Direktur Ekspor Produk Pertanian dan Kehutanan pada Direktorat Jenderal Perdagangan Luar Negeri Kementerian Perdagangan (Kemendag) , Farid Amir mengatakan, pada tahun 2050 kebutuhan minyak nabati dunia bisa mencapai 307 juta ton. Jumlah tersebut melonjak dua kali lipat jika dibandingkan dengan tahun 2013 sebesar 165 juta ton.

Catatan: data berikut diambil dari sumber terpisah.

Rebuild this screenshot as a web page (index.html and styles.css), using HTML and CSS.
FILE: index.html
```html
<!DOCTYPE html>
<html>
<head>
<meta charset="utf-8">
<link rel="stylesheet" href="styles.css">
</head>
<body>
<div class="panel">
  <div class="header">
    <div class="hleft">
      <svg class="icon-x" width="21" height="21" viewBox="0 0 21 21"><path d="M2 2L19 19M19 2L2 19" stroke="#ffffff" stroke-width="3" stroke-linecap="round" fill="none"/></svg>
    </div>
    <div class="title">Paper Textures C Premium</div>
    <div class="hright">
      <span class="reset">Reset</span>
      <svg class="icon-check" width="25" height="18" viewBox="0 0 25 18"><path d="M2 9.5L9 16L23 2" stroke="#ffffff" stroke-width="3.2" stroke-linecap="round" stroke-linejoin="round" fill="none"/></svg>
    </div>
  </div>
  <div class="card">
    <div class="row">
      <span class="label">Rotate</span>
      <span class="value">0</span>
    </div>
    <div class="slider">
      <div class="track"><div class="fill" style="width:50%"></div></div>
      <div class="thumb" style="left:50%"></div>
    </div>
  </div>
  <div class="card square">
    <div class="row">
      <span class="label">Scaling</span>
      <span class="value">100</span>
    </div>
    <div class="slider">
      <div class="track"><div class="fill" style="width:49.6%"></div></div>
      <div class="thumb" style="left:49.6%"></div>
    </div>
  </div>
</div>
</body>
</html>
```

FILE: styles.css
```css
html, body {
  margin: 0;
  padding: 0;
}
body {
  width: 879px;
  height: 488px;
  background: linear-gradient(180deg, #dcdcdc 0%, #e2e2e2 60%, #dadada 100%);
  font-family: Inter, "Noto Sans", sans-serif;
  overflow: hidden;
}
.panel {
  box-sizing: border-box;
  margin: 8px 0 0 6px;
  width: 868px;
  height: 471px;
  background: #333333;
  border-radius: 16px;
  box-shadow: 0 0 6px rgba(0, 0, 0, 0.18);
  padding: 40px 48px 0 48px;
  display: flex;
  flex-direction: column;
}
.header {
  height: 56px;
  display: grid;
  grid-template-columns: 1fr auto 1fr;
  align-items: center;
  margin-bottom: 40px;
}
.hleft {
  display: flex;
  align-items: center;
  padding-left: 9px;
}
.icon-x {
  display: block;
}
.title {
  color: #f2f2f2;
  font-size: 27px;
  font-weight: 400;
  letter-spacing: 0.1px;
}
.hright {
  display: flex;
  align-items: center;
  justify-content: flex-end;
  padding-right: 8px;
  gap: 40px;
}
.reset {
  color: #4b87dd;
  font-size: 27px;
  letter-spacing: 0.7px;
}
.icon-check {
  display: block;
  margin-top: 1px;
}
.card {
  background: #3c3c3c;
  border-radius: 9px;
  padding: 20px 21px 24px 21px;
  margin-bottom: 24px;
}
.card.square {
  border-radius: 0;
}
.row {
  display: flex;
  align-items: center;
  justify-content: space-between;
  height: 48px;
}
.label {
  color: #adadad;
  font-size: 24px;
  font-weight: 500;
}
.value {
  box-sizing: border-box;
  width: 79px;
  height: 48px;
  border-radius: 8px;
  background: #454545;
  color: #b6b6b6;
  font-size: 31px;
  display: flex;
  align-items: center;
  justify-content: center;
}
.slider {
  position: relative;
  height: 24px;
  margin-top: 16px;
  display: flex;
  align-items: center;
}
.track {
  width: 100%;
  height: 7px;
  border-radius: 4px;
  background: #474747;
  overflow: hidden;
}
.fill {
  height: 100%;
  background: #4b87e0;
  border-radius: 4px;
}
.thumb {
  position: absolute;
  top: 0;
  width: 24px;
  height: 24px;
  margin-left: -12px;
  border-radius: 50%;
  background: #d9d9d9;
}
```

“Seiring dengan prediksi pertumbuhan populasi dunia, atau mencapai 10 miliar jiwa pada tahun 2050, permintaan minyak nabati diprediksikan meningkat 2 kali lipat dari 165 juta ton pada tahun 2013 lalu, menjadi ke depan 307 juta ton pada tahun 2050,” ungkapnya dalam dalam diskusi di Jakarta, Rabu (14/6/2023).

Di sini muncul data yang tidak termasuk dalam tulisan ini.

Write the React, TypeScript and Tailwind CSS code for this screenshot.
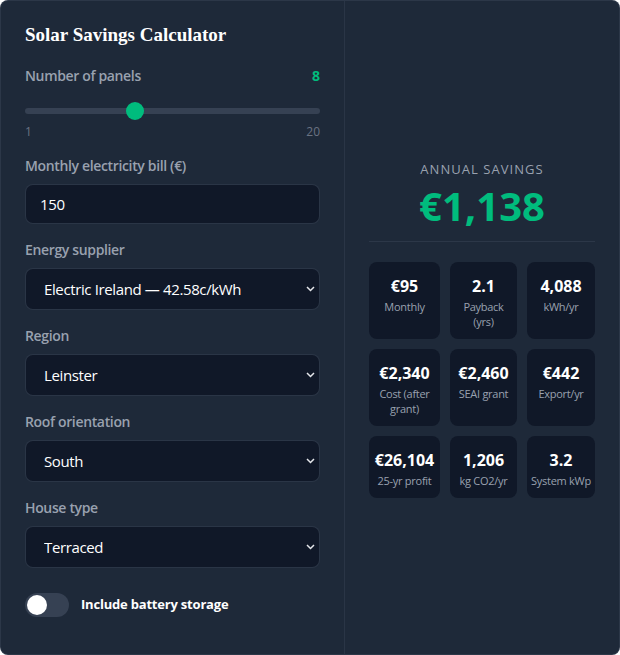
import React from "react";

const font = { fontFamily: '"Open Sans", "Noto Sans", sans-serif' };

const Chevron = () => (
  <svg
    className="pointer-events-none absolute right-[5px] top-1/2 -translate-y-1/2"
    width="9"
    height="6"
    viewBox="0 0 9 6"
    fill="none"
  >
    <path d="M1 1l3.5 3.5L8 1" stroke="#e5e7eb" strokeWidth="1.5" />
  </svg>
);

const SelectField = ({ label, value }: { label: string; value: string }) => (
  <div className="flex flex-col mt-4">
    <label className="text-[14px] leading-5 font-semibold tracking-tight text-gray-400 mb-2">
      {label}
    </label>
    <div className="relative">
      <select
        defaultValue={value}
        className="w-full h-[42px] appearance-none rounded-lg bg-gray-900 border border-gray-700/70 pl-[18px] text-[15px] tracking-tight text-white outline-none"
        style={font}
      >
        <option>{value}</option>
      </select>
      <Chevron />
    </div>
  </div>
);

const stats = [
  { value: "€95", label: "Monthly" },
  { value: "2.1", label: "Payback (yrs)" },
  { value: "4,088", label: "kWh/yr" },
  { value: "€2,340", label: "Cost (after grant)" },
  { value: "€2,460", label: "SEAI grant" },
  { value: "€442", label: "Export/yr" },
  { value: "€26,104", label: "25-yr profit" },
  { value: "1,206", label: "kg CO2/yr" },
  { value: "3.2", label: "System kWp" },
];

const App = () => {
  return (
    <div className="w-[620px] h-[655px] bg-white" style={font}>
      <div className="w-full h-full flex rounded-lg border border-gray-700/60 bg-gray-800 overflow-hidden">
        {/* inputs */}
        <div className="w-[344px] shrink-0 flex flex-col px-[24px] pt-[20px] border-r border-gray-700/50">
          <h1
            className="text-[19px] leading-7 font-bold text-white"
            style={{ fontFamily: '"Liberation Serif", serif' }}
          >
            Solar Savings Calculator
          </h1>
          <div className="flex items-center justify-between mt-[17px]">
            <span className="text-[14px] leading-5 font-semibold tracking-tight text-gray-400">
              Number of panels
            </span>
            <span className="text-[14px] leading-5 font-bold text-emerald-500">8</span>
          </div>
          <div className="relative h-[18px] mt-4 flex items-center">
            <div className="w-full h-[6px] rounded-full bg-gray-700" />
            <div className="absolute left-[101px] w-[18px] h-[18px] rounded-full bg-emerald-500" />
          </div>
          <div className="flex justify-between text-[12px] leading-4 text-gray-500 mt-[4px]">
            <span>1</span>
            <span>20</span>
          </div>
          <div className="flex flex-col mt-4">
            <label className="text-[14px] leading-5 font-semibold tracking-tight text-gray-400 mb-2">
              Monthly electricity bill (€)
            </label>
            <input
              defaultValue="150"
              className="w-full h-10 rounded-lg bg-gray-900 border border-gray-700/70 pl-[14px] text-[15px] tracking-tight text-white outline-none"
              style={font}
            />
          </div>
          <SelectField label="Energy supplier" value="Electric Ireland — 42.58c/kWh" />
          <SelectField label="Region" value="Leinster" />
          <SelectField label="Roof orientation" value="South" />
          <SelectField label="House type" value="Terraced" />
          <div className="flex items-center gap-3 mt-[25px]">
            <div className="w-11 h-6 rounded-full bg-gray-700 flex items-center px-[2px]">
              <div className="w-5 h-5 rounded-full bg-white" />
            </div>
            <span className="text-[13px] font-bold tracking-[-0.2px] text-white">
              Include battery storage
            </span>
          </div>
        </div>
        {/* results */}
        <div className="flex-1 flex flex-col justify-center px-6 pt-[3px]">
          <div className="text-center text-[13px] tracking-[0.08em] text-gray-400 uppercase">
            Annual savings
          </div>
          <div className="text-center text-[40px] leading-[48px] font-bold text-emerald-500 mt-[2px]">
            €1,138
          </div>
          <div className="border-t border-gray-700/60 mt-[11px] mb-5" />
          <div className="grid grid-cols-[71px_67px_68px] gap-[10px]">
            {stats.map((s) => (
              <div
                key={s.label}
                className="rounded-lg bg-gray-900 flex flex-col items-center text-center px-[3px] pt-3 pb-[10px]"
              >
                <div className="text-[16px] leading-6 font-bold text-white">{s.value}</div>
                <div className="text-[11px] leading-[15px] tracking-tight text-gray-400 mt-[1px]">
                  {s.label}
                </div>
              </div>
            ))}
          </div>
        </div>
      </div>
    </div>
  );
};

export default App;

Dia menjelaskan, pada tahun 2021 total produksi sawit dunia mencapai 75,5 juta ton. Indonesia menyumbang lebih dari 60% dari total produksi minyak sawit dunia dan 22% dari total produksi minyak nabati dunia.

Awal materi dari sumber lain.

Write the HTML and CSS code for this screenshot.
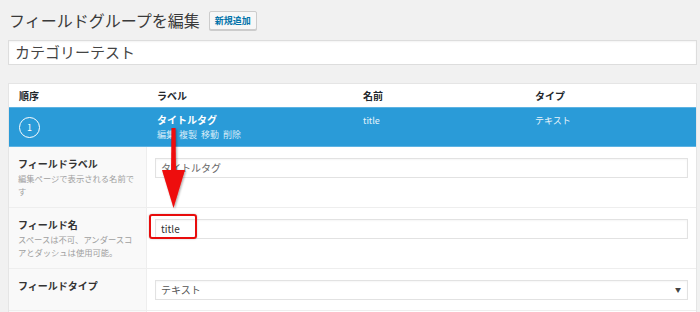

“Kita patut berbangga, mengingat volume produksi sawit Indonesia tidak kurang dari 46 juta ton, mampu mengekspor CPO (crude palm oil/minyak sawit mentah) dan produk turunannya sebesar 35 juta ton yang tercapai pada tahun 2021,” bebernya. Farid menilai, hal itu merupakan indikasi bahwa produk sawit Indonesia cukup memiliki keunggulan untuk digunakan sebagai pemasok utama minyak nabati dunia.
Sehingga, prediksi peningkatan populasi dan kebutuhan minyak nabati dunia pada tahun 2050 mendatang merupakan peluang emas bagi industri kelapa sawit Indonesia. Adapun jika menilik perkembangan nilai dan volume ekspor Indonesia, terdapat CPO dan produk turunannya di pasar global, di mana sejak tahun 2018 – 2022 lalu atau tren 5 tahun, nilai ekspor mengalami peningkatan sebesar 20,18%.
Sedangkan jika dihitung secara tahunan, pada tahun 2022 nilai ekspor CPO dan produk turunannya sebesar USD41,32 miliar atau naik 11,01% jika dibandingkan dengan tahun 2021 sebesar USD37,22 miliar. Sayangnya, peningkatan nilai ekspor tersebut tidak dibarengi dengan peningkatan volume ekspor.
Sebab, peningkatan nilai ekspor tersebut terjadi akibat fluktuasi harga minyak nabati di dunia. Sedangkan volume ekspor lima tahunan atau periode 2018 – 2022 cenderung stagnan. “Berdasarkan volume CPO dan produk turunannya tahun 2018-2022 cenderung stabil pada lima tahun terakhir, terkoreksi tipis 0,08%,” tutup dia.